■ Data block
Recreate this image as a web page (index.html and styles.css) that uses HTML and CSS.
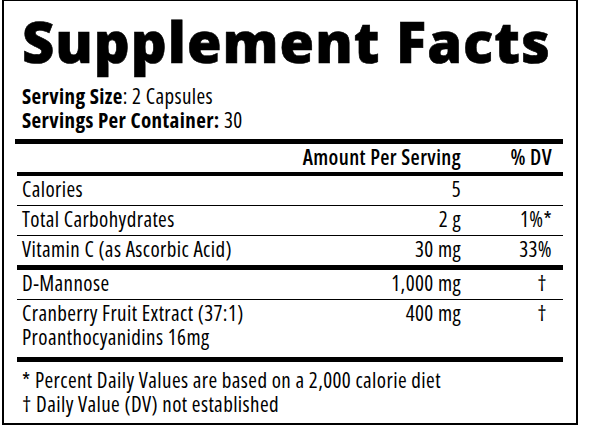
FILE: index.html
```html
<!DOCTYPE html>
<html lang="en">
<head>
    <meta charset="UTF-8">
    <title>Supplement Facts</title>
    <link rel="stylesheet" href="styles.css">
</head>
<body>
    <div class="label">
        <h1 class="title">Supplement Facts</h1>
        <div class="serving">
            <p><b>Serving Size</b>: 2 Capsules</p>
            <p><b>Servings Per Container:</b> 30</p>
        </div>
        <div class="facts">
            <div class="row row_head">
                <span class="name"></span>
                <span class="amount">Amount Per Serving</span>
                <span class="dv">% DV</span>
            </div>
            <div class="row">
                <span class="name">Calories</span>
                <span class="amount">5</span>
                <span class="dv"></span>
            </div>
            <div class="row">
                <span class="name">Total Carbohydrates</span>
                <span class="amount">2 g</span>
                <span class="dv">1%*</span>
            </div>
            <div class="row row_end">
                <span class="name">Vitamin C (as Ascorbic Acid)</span>
                <span class="amount">30 mg</span>
                <span class="dv">33%</span>
            </div>
            <div class="row">
                <span class="name">D-Mannose</span>
                <span class="amount">1,000 mg</span>
                <span class="dv dagger">†</span>
            </div>
            <div class="row row_end row_tall">
                <span class="name">Cranberry Fruit Extract (37:1)<br>Proanthocyanidins 16mg</span>
                <span class="amount">400 mg</span>
                <span class="dv dagger">†</span>
            </div>
        </div>
        <div class="notes">
            <p>* Percent Daily Values are based on a 2,000 calorie diet</p>
            <p>† Daily Value (DV) not established</p>
        </div>
    </div>
</body>
</html>
```
FILE: styles.css
```css
html, body {
    margin: 0;
    background-color: #fff;
}
body {
    color: #000;
    font-family: "Open Sans", "DejaVu Sans", sans-serif;
    font-stretch: 87.5%;
    font-size: 21px;
    line-height: 24px;
    letter-spacing: 0.4px;
}
p {
    margin: 0;
}
.label {
    width: 548px;
    margin-left: 2px;
    padding: 8px 13px 7px 11px;
    border: 2px solid #000;
    border-top-width: 1px;
}
.title {
    margin: 4px 0 14px 7px;
    font-size: 56px;
    line-height: 57px;
    font-weight: 800;
    font-stretch: 100%;
    letter-spacing: 1px;
    white-space: nowrap;
    -webkit-text-stroke: 0.6px #000;
}
.serving {
    padding-left: 7px;
    padding-bottom: 7px;
    border-bottom: 5px solid #000;
}
.serving b {
    font-weight: 700;
}
.facts {
    padding-left: 2px;
}
.row {
    display: flex;
    padding: 1px 11px 4px 5px;
    border-bottom: 1px solid #000;
}
.row_head {
    padding-bottom: 3px;
    border-bottom: 4px solid #000;
    font-weight: 600;
}
.row_end {
    border-bottom: 5px solid #000;
}
.row_tall {
    padding-bottom: 8px;
}
.name {
    flex: 1;
}
.amount {
    width: 200px;
    text-align: right;
}
.dv {
    width: 91px;
    text-align: right;
}
.dagger {
    padding-right: 5px;
    width: 86px;
}
.notes {
    padding: 6px 0 0 7px;
}
```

■ Given request
Output each line exactly; omit every picture.

■ Result of this task
Recreate this image as a web page (index.html and styles.css) that uses HTML and CSS.
FILE: index.html
```html
<!DOCTYPE html>
<html lang="en">
<head>
    <meta charset="UTF-8">
    <title>Supplement Facts</title>
    <link rel="stylesheet" href="styles.css">
</head>
<body>
    <div class="label">
        <h1 class="title">Supplement Facts</h1>
        <div class="serving">
            <p><b>Serving Size</b>: 2 Capsules</p>
            <p><b>Servings Per Container:</b> 30</p>
        </div>
        <div class="facts">
            <div class="row row_head">
                <span class="name"></span>
                <span class="amount">Amount Per Serving</span>
                <span class="dv">% DV</span>
            </div>
            <div class="row">
                <span class="name">Calories</span>
                <span class="amount">5</span>
                <span class="dv"></span>
            </div>
            <div class="row">
                <span class="name">Total Carbohydrates</span>
                <span class="amount">2 g</span>
                <span class="dv">1%*</span>
            </div>
            <div class="row row_end">
                <span class="name">Vitamin C (as Ascorbic Acid)</span>
                <span class="amount">30 mg</span>
                <span class="dv">33%</span>
            </div>
            <div class="row">
                <span class="name">D-Mannose</span>
                <span class="amount">1,000 mg</span>
                <span class="dv dagger">†</span>
            </div>
            <div class="row row_end row_tall">
                <span class="name">Cranberry Fruit Extract (37:1)<br>Proanthocyanidins 16mg</span>
                <span class="amount">400 mg</span>
                <span class="dv dagger">†</span>
            </div>
        </div>
        <div class="notes">
            <p>* Percent Daily Values are based on a 2,000 calorie diet</p>
            <p>† Daily Value (DV) not established</p>
        </div>
    </div>
</body>
</html>
```
FILE: styles.css
```css
html, body {
    margin: 0;
    background-color: #fff;
}
body {
    color: #000;
    font-family: "Open Sans", "DejaVu Sans", sans-serif;
    font-stretch: 87.5%;
    font-size: 21px;
    line-height: 24px;
    letter-spacing: 0.4px;
}
p {
    margin: 0;
}
.label {
    width: 548px;
    margin-left: 2px;
    padding: 8px 13px 7px 11px;
    border: 2px solid #000;
    border-top-width: 1px;
}
.title {
    margin: 4px 0 14px 7px;
    font-size: 56px;
    line-height: 57px;
    font-weight: 800;
    font-stretch: 100%;
    letter-spacing: 1px;
    white-space: nowrap;
    -webkit-text-stroke: 0.6px #000;
}
.serving {
    padding-left: 7px;
    padding-bottom: 7px;
    border-bottom: 5px solid #000;
}
.serving b {
    font-weight: 700;
}
.facts {
    padding-left: 2px;
}
.row {
    display: flex;
    padding: 1px 11px 4px 5px;
    border-bottom: 1px solid #000;
}
.row_head {
    padding-bottom: 3px;
    border-bottom: 4px solid #000;
    font-weight: 600;
}
.row_end {
    border-bottom: 5px solid #000;
}
.row_tall {
    padding-bottom: 8px;
}
.name {
    flex: 1;
}
.amount {
    width: 200px;
    text-align: right;
}
.dv {
    width: 91px;
    text-align: right;
}
.dagger {
    padding-right: 5px;
    width: 86px;
}
.notes {
    padding: 6px 0 0 7px;
}
```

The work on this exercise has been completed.